Quando se examina a questão sob outros enfoques, como o fez a revista Newsweek da última semana, surgem opiniões distintas, Poe exemplo a de que na verdade em 11 de setembro de 2001 os Estados Unidos perderam a até então inabalável confiança em si próprios. Bin Laden propôs uma guerra de civilizações, como no livro de Samuel Huntington, entre o Islã e o Ocidente, e este mordeu o anzol. Uma estimativa dos custos para os EUA apenas com os conflitos do Iraque e do Afeganistão, além da manutenção dos veteranos e vítimas da guerra, atinge a astronômica quantia de quatro bilhões de dólares, sem qualquer resultado concreto palpável. O presidente iraquiano Nouri al-Malik e o afegão Hamid Karzai, embora menos ruins do que os governos de Sadam Hussein e dos talibãs, estão muito longe de serem reconhecidos como modelos de democracia. Nesse período, os avanços no rumo de um acordo de paz entre israelitas e palestinos foram mínimos e não dão esperança de solução no futuro à vista. Os desequilíbrios econômicos que afetam o mundo ocidental e o prolongamento das batalhas, dos prejuízos e das mortes na primavera árabe atestam que não há motivos para regozijos em relação a um suposto esmagamento ou pelo menos enfraquecimento da Al Qaeda.
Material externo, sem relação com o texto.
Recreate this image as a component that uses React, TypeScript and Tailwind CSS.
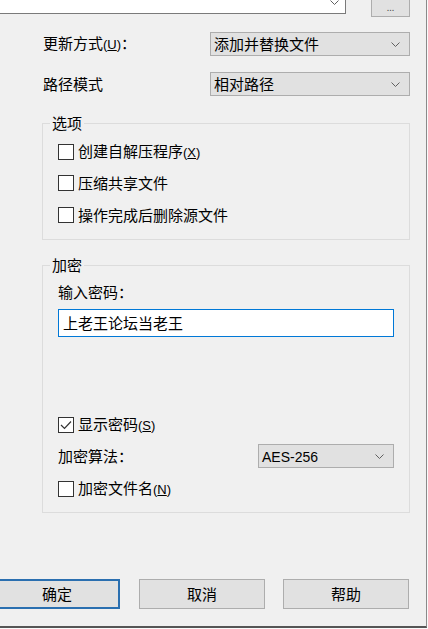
import { ReactNode } from 'react'

const font = "font-['Noto_Sans_CJK_SC','Liberation_Sans',sans-serif]"
const latin = "font-['Liberation_Sans',sans-serif] text-[13px]"

function Chevron() {
  return (
    <svg width="9" height="5" viewBox="0 0 9 5">
      <path d="M0.5 0.5 L4.5 4.5 L8.5 0.5" fill="none" stroke="#606060" strokeWidth="1" />
    </svg>
  )
}

function Combo({ children, className }: { children: ReactNode; className: string }) {
  return (
    <div
      className={
        'flex items-center justify-between h-[24px] bg-[#e1e1e1] border border-[#adadad] pl-[3px] pr-[9px] text-[15px] leading-[20px] ' +
        className
      }
    >
      <span>{children}</span>
      <Chevron />
    </div>
  )
}

function Check({ checked, children }: { checked?: boolean; children: ReactNode }) {
  return (
    <div className="flex items-center h-[16px]">
      <div className="w-[16px] h-[16px] bg-white border border-[#333] flex items-center justify-center">
        {checked && (
          <svg width="12" height="10" viewBox="0 0 12 10">
            <path d="M1 5 L4.5 8.5 L11 1.5" fill="none" stroke="#333" strokeWidth="1.2" />
          </svg>
        )}
      </div>
      <span className="ml-[4px] text-[15px] leading-[20px]">{children}</span>
    </div>
  )
}

function Mnemonic({ k }: { k: string }) {
  return (
    <span className={latin}>
      (<span className="underline">{k}</span>)
    </span>
  )
}

function Button({ children, primary }: { children: ReactNode; primary?: boolean }) {
  return (
    <div
      className={
        'w-[126px] h-[30px] bg-[#e1e1e1] flex items-center justify-center text-[15px] ' +
        (primary ? 'border-2 border-[#2a6fb0]' : 'border border-[#adadad]')
      }
    >
      {children}
    </div>
  )
}

export default function App() {
  return (
    <div className={'w-[428px] h-[629px] bg-[#fafafa] text-black ' + font}>
      <div className="w-[427px] h-[628px] bg-[#f0f0f0] border-r border-b-2 border-r-[#8a8a8a] border-b-[#555] overflow-hidden">
        {/* top, partly cut-off row */}
        <div className="flex h-[16px]">
          <div className="w-[346px] h-[14px] bg-white border-r border-b border-[#7a7a7a] flex justify-end pr-[6px]">
            <Chevron />
          </div>
          <div className="ml-[25px] w-[39px] h-[17px] bg-[#e1e1e1] border-x border-b border-[#adadad] flex items-end justify-center pb-[4px] text-[9px] leading-none text-[#555]">
            ...
          </div>
        </div>

        <div className="flex items-center mt-[16px] pl-[43px]">
          <span className="w-[167px] text-[15px] leading-[20px]">
            更新方式<Mnemonic k="U" />：
          </span>
          <Combo className="w-[200px]">添加并替换文件</Combo>
        </div>

        <div className="flex items-center mt-[16px] pl-[43px]">
          <span className="w-[167px] text-[15px] leading-[20px]">路径模式</span>
          <Combo className="w-[200px]">相对路径</Combo>
        </div>

        <fieldset className="ml-[42px] mt-[17px] w-[368px] border border-[#dcdcdc] pb-[16px]">
          <legend className="ml-[7px] px-[2px] text-[15px] leading-[20px]">选项</legend>
          <div className="pl-[15px] pt-[11px]">
            <Check>
              创建自解压程序<Mnemonic k="X" />
            </Check>
            <div className="mt-[15px]">
              <Check>压缩共享文件</Check>
            </div>
            <div className="mt-[16px]">
              <Check>操作完成后删除源文件</Check>
            </div>
          </div>
        </fieldset>

        <fieldset className="ml-[42px] mt-[15px] w-[368px] h-[258px] border border-[#dcdcdc]">
          <legend className="ml-[7px] px-[2px] text-[15px] leading-[20px]">加密</legend>
          <div className="pl-[15px]">
            <div className="pt-[7px] text-[15px] leading-[20px]">输入密码：</div>
            <div className="mt-[7px] w-[336px] h-[28px] bg-white border border-[#0078d7] flex items-center pl-[4px] text-[15px]">
              上老王论坛当老王
            </div>
            <div className="mt-[80px]">
              <Check checked>
                显示密码<Mnemonic k="S" />
              </Check>
            </div>
            <div className="mt-[11px] flex items-center">
              <span className="w-[200px] text-[15px] leading-[20px]">加密算法：</span>
              <Combo className="w-[136px]">
                <span className="font-['Liberation_Sans',sans-serif] text-[14px]">AES-256</span>
              </Combo>
            </div>
            <div className="mt-[13px]">
              <Check>
                加密文件名<Mnemonic k="N" />
              </Check>
            </div>
          </div>
        </fieldset>

        <div className="flex mt-[66px] ml-[-6px] gap-[19px]">
          <Button primary>确定</Button>
          <Button>取消</Button>
          <div className="-ml-[1px]">
            <Button>帮助</Button>
          </div>
        </div>
      </div>
    </div>
  )
}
Talvez mais relevante seja a sensação de que agora ninguém está no comando. Barack Obama debate-se numa crise interna interminável e também sem vencedores. Seu prestígio, medido pelas pesquisas de opinião, não para de cair, atingindo um preocupante nível de desaprovação geral de 53%, com o único consolo de que o dos republicanos é de 68%. O mundo se torna cada vez mais multilateral, o que pode ser bom se for possível chegar a um patamar razoável de entendimento com potências tão díspares como a China e a Índia, os novos super-heróis da economia global.
O perigo é o rompimento descontrolado das regras, num cenário de cada um por si e não se sabe quem por todos. Territórios sem governo como a Somália e o Yemen saem de seus casulos e ameaçam as sociedades que se pensam organizadas e imunes. Uma vez que foi possível a uma organização não estatal, a Al Qaeda, desequilibrar a nação mais forte do planeta, porque outros não podem seguir o mesmo caminho?  O poder é cada vez menos estatal. As grandes corporações financeiras agigantaram-se, mas somente para seu benefício. No vácuo criado, os cidadãos ganham espaço e utilizando suas conexões e seus celulares tornam-se capazes de mostrar a todos a violência da ditadura síria ou de reunir milhões de egípcios na praça Tahrir no centro do Cairo. Para completar o quadro de incertezas, não se sabe se haverá dinheiro para cobrir os tremendos rombos criados pelo sistema capitalista e que ameaçam países como Grécia, Itália, Portugal e Espanha com a inviabilização do pagamento das altíssimas dívidas contraídas. No momento, a Europa, tão orgulhosa de sua união, nega-se a salvar a economia grega, como se o problema pudesse ser confinado em fronteiras nacionais. O 11 de setembro originou uma guerra cujos custos todos nós seguimos pagando.